For this exercise, copy out each line of the material below that includes "React".

** Begin DATA **

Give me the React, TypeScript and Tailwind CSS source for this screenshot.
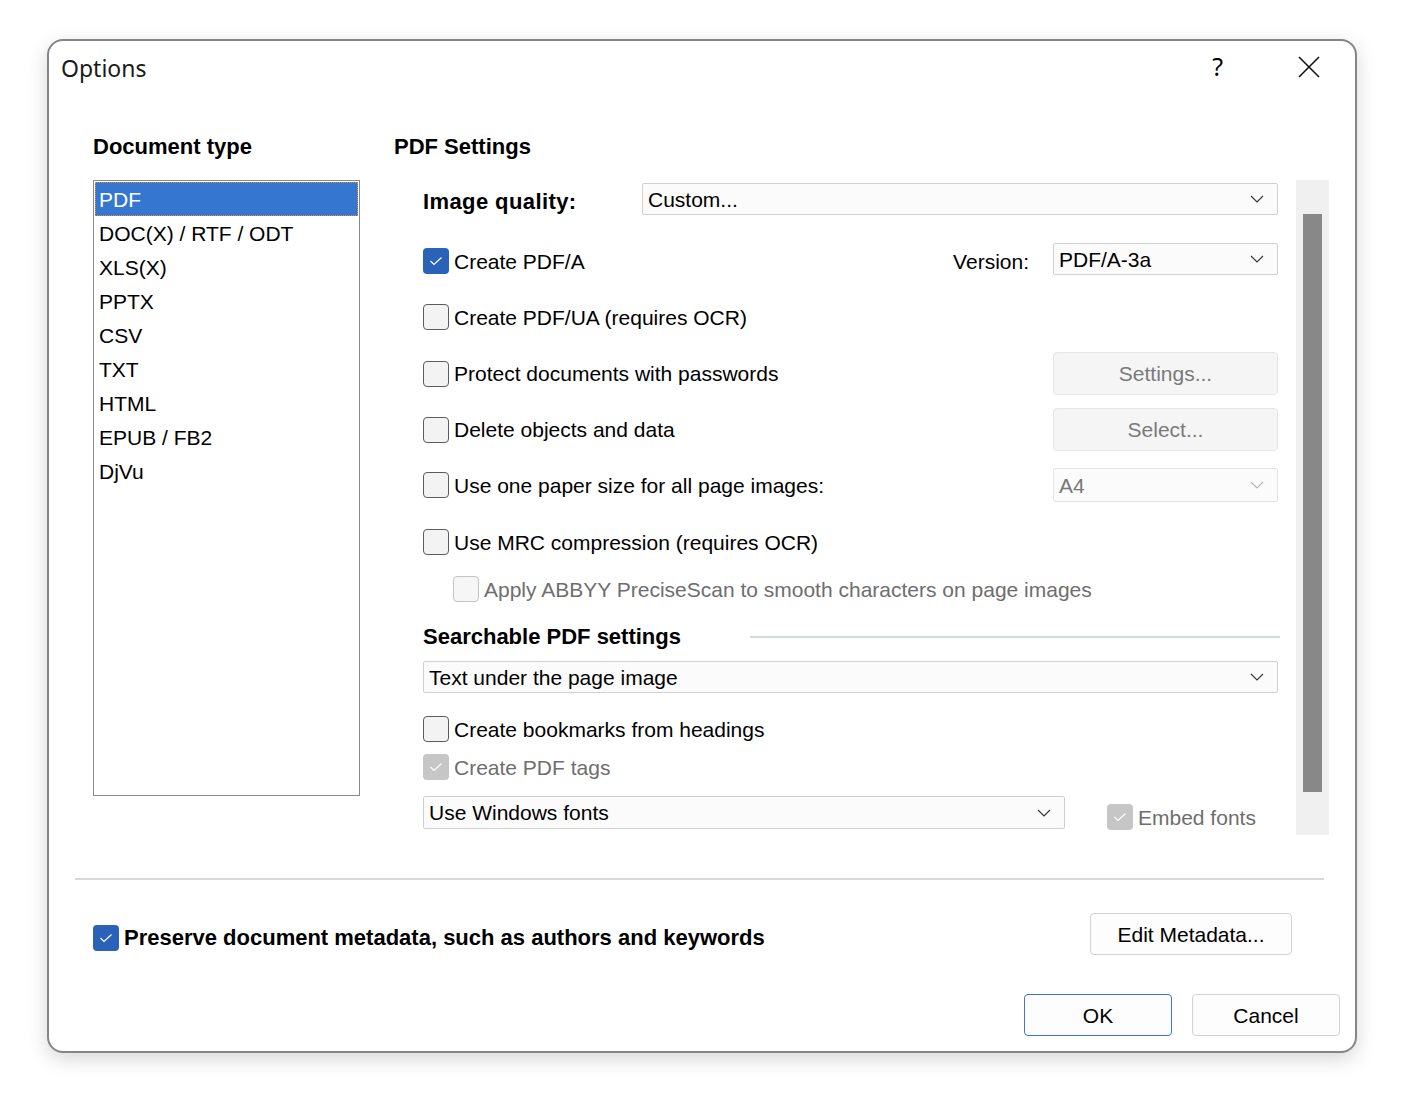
import React from 'react';

const FONT = "font-['Liberation_Sans',Arial,sans-serif]";

const Chevron: React.FC<{ color?: string }> = ({ color = '#333' }) => (
  <svg width="14" height="8" viewBox="0 0 14 8" fill="none">
    <polyline points="1,1 7,7 13,1" stroke={color} strokeWidth="1.1" />
  </svg>
);

const Check: React.FC = () => (
  <svg width="14" height="10" viewBox="0 0 14 10" fill="none">
    <polyline points="1.5,5 5,8.5 12.5,1.5" stroke="white" strokeWidth="1.2" />
  </svg>
);

const Checkbox: React.FC<{ checked?: boolean; disabled?: boolean }> = ({ checked, disabled }) => {
  if (checked) {
    return (
      <div
        className={`w-[26px] h-[26px] rounded-[4px] flex items-center justify-center shrink-0 ${
          disabled ? 'bg-[#c6c6c6]' : 'bg-[#2a62b9]'
        }`}
      >
        <Check />
      </div>
    );
  }
  return (
    <div
      className={`w-[26px] h-[26px] rounded-[4px] border shrink-0 ${
        disabled ? 'border-[#c4c4c4] bg-[#f6f6f6]' : 'border-[#5c5c5c] bg-[#f3f3f3]'
      }`}
    />
  );
};

const CheckRow: React.FC<{ label: string; checked?: boolean; disabled?: boolean; bold?: boolean }> = ({
  label,
  checked,
  disabled,
  bold,
}) => (
  <div className="flex items-center gap-[5px]">
    <Checkbox checked={checked} disabled={disabled} />
    <span
      className={`${bold ? 'font-bold text-[22px]' : 'text-[21px]'} ${disabled ? 'text-[#6e6e6e]' : 'text-black'} leading-none whitespace-nowrap`}
    >
      {label}
    </span>
  </div>
);

const Dropdown: React.FC<{ value: string; className?: string; disabled?: boolean }> = ({
  value,
  className = '',
  disabled,
}) => (
  <div
    className={`flex items-center justify-between pl-[5px] pr-[13px] border border-[#d0d0d0] rounded-[2px] bg-[#fbfbfb] ${className}`}
  >
    <span className={`text-[21px] leading-none ${disabled ? 'text-[#777]' : 'text-black'}`}>{value}</span>
    <Chevron color={disabled ? '#b5b5b5' : '#333'} />
  </div>
);

const Button: React.FC<{ label: string; className?: string; disabled?: boolean; primary?: boolean }> = ({
  label,
  className = '',
  disabled,
  primary,
}) => (
  <div
    className={`flex items-center justify-center rounded-[4px] border text-[21px] leading-none ${
      disabled
        ? 'bg-[#f5f5f5] border-[#e6e6e6] text-[#7a7a7a]'
        : primary
        ? 'bg-[#fdfdfd] border-[#3a78cf] text-black'
        : 'bg-[#fdfdfd] border-[#d2d2d2] text-black'
    } ${className}`}
  >
    {label}
  </div>
);

const docTypes = ['PDF', 'DOC(X) / RTF / ODT', 'XLS(X)', 'PPTX', 'CSV', 'TXT', 'HTML', 'EPUB / FB2', 'DjVu'];

export default function App() {
  return (
    <div className={`w-[1404px] h-[1108px] bg-white pt-[39px] pl-[47px] ${FONT}`}>
      <div className="w-[1310px] h-[1014px] border-2 border-[#858585] rounded-[16px] bg-white shadow-[0_6px_20px_rgba(0,0,0,0.16)] flex flex-col">
        {/* title bar */}
        <div className="flex items-center h-[30px] mt-[12px] pl-[12px]">
          <span className="font-['Noto_Sans',sans-serif] text-[23px] text-[#1a1a1a] leading-none flex-1">Options</span>
          <span className="font-['Noto_Sans',sans-serif] text-[25px] leading-none text-black mr-[75px] -mt-[3px]">?</span>
          <svg width="22" height="22" viewBox="0 0 22 22" className="mr-[35px] -mt-[2px]">
            <line x1="1" y1="1" x2="21" y2="21" stroke="#111" strokeWidth="1.6" />
            <line x1="21" y1="1" x2="1" y2="21" stroke="#111" strokeWidth="1.6" />
          </svg>
        </div>

        {/* main */}
        <div className="flex mt-[50px] pl-[44px]">
          {/* left column */}
          <div className="w-[267px] shrink-0">
            <div className="h-[28px] flex items-center font-bold text-[22px] leading-none">Document type</div>
            <div className="mt-[19px] h-[616px] border border-[#8a8a8a] p-[1px]">
              {docTypes.map((t, i) => (
                <div
                  key={t}
                  className={`h-[34px] flex items-center pl-[3px] text-[21px] leading-none ${
                    i === 0
                      ? 'bg-[#3476d0] text-white border border-dotted border-[#e08a3c]'
                      : 'text-black border border-transparent'
                  }`}
                >
                  {t}
                </div>
              ))}
            </div>
          </div>

          {/* right column */}
          <div className="ml-[34px] w-[935px]">
            <div className="h-[28px] flex items-center font-bold text-[22px] leading-none">PDF Settings</div>
            <div className="mt-[19px] h-[655px] flex">
              <div className="w-[884px] pl-[29px] flex flex-col">
                <div className="mt-[3px] h-[32px] flex items-center">
                  <span className="w-[219px] font-bold text-[22px] tracking-[0.4px] leading-none mt-[5px]">Image quality:</span>
                  <Dropdown value="Custom..." className="w-[636px] h-[32px]" />
                </div>

                <div className="mt-[28px] h-[36px] flex items-center">
                  <div className="flex-1">
                    <CheckRow label="Create PDF/A" checked />
                  </div>
                  <span className="text-[21px] leading-none mr-[24px]">Version:</span>
                  <Dropdown value="PDF/A-3a" className="w-[225px] h-[32px] self-start" />
                </div>

                <div className="mt-[20px] h-[36px] flex items-center">
                  <CheckRow label="Create PDF/UA (requires OCR)" />
                </div>

                <div className="mt-[17px] h-[43px] flex items-center justify-between">
                  <CheckRow label="Protect documents with passwords" />
                  <Button label="Settings..." disabled className="w-[225px] h-[43px]" />
                </div>

                <div className="mt-[13px] h-[43px] flex items-center justify-between">
                  <CheckRow label="Delete objects and data" />
                  <Button label="Select..." disabled className="w-[225px] h-[43px]" />
                </div>

                <div className="mt-[17px] h-[34px] flex items-center justify-between">
                  <CheckRow label="Use one paper size for all page images:" />
                  <Dropdown value="A4" disabled className="w-[225px] h-[34px] bg-[#f8f8f8] border-[#e4e4e4]" />
                </div>

                <div className="mt-[22px] h-[36px] flex items-center">
                  <CheckRow label="Use MRC compression (requires OCR)" />
                </div>

                <div className="mt-[11px] h-[36px] flex items-center pl-[30px]">
                  <CheckRow label="Apply ABBYY PreciseScan to smooth characters on page images" disabled />
                </div>

                <div className="mt-[15px] h-[30px] flex items-center">
                  <span className="w-[327px] font-bold text-[22px] leading-none">Searchable PDF settings</span>
                  <div className="flex-1 mr-[-2px] h-[2px] bg-[#d5dae2]" />
                </div>

                <Dropdown value="Text under the page image" className="mt-[9px] w-[855px] h-[32px]" />

                <div className="mt-[18px] h-[36px] flex items-center">
                  <CheckRow label="Create bookmarks from headings" />
                </div>

                <div className="mt-[2px] h-[36px] flex items-center">
                  <CheckRow label="Create PDF tags" checked disabled />
                </div>

                <div className="mt-[11px] flex items-start">
                  <Dropdown value="Use Windows fonts" className="w-[642px] h-[33px]" />
                  <div className="ml-[42px] mt-[8px]">
                    <CheckRow label="Embed fonts" checked disabled />
                  </div>
                </div>
              </div>

              {/* scrollbar */}
              <div className="ml-[18px] w-[33px] h-[655px] bg-[#f0f0f0] pt-[34px] pl-[7px]">
                <div className="w-[19px] h-[578px] bg-[#888888]" />
              </div>
            </div>
          </div>
        </div>

        {/* separator */}
        <div className="mt-[43px] ml-[26px] w-[1249px] h-[2px] bg-[#d9d9d9]" />

        {/* metadata row */}
        <div className="mt-[33px] flex items-center pl-[44px]">
          <div className="flex-1 mt-[7px]">
            <CheckRow label="Preserve document metadata, such as authors and keywords" checked bold />
          </div>
          <Button label="Edit Metadata..." className="w-[202px] h-[42px] mr-[63px]" />
        </div>

        {/* buttons */}
        <div className="mt-[39px] flex justify-end gap-[20px] pr-[15px]">
          <Button label="OK" primary className="w-[148px] h-[42px]" />
          <Button label="Cancel" className="w-[148px] h-[42px]" />
        </div>
      </div>
    </div>
  );
}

** End DATA **

ANSWER
Give me the React, TypeScript and Tailwind CSS source for this screenshot.
import React from 'react';
const Chevron: React.FC<{ color?: string }> = ({ color = '#333' }) => (
const Check: React.FC = () => (
const Checkbox: React.FC<{ checked?: boolean; disabled?: boolean }> = ({ checked, disabled }) => {
const CheckRow: React.FC<{ label: string; checked?: boolean; disabled?: boolean; bold?: boolean }> = ({
const Dropdown: React.FC<{ value: string; className?: string; disabled?: boolean }> = ({
const Button: React.FC<{ label: string; className?: string; disabled?: boolean; primary?: boolean }> = ({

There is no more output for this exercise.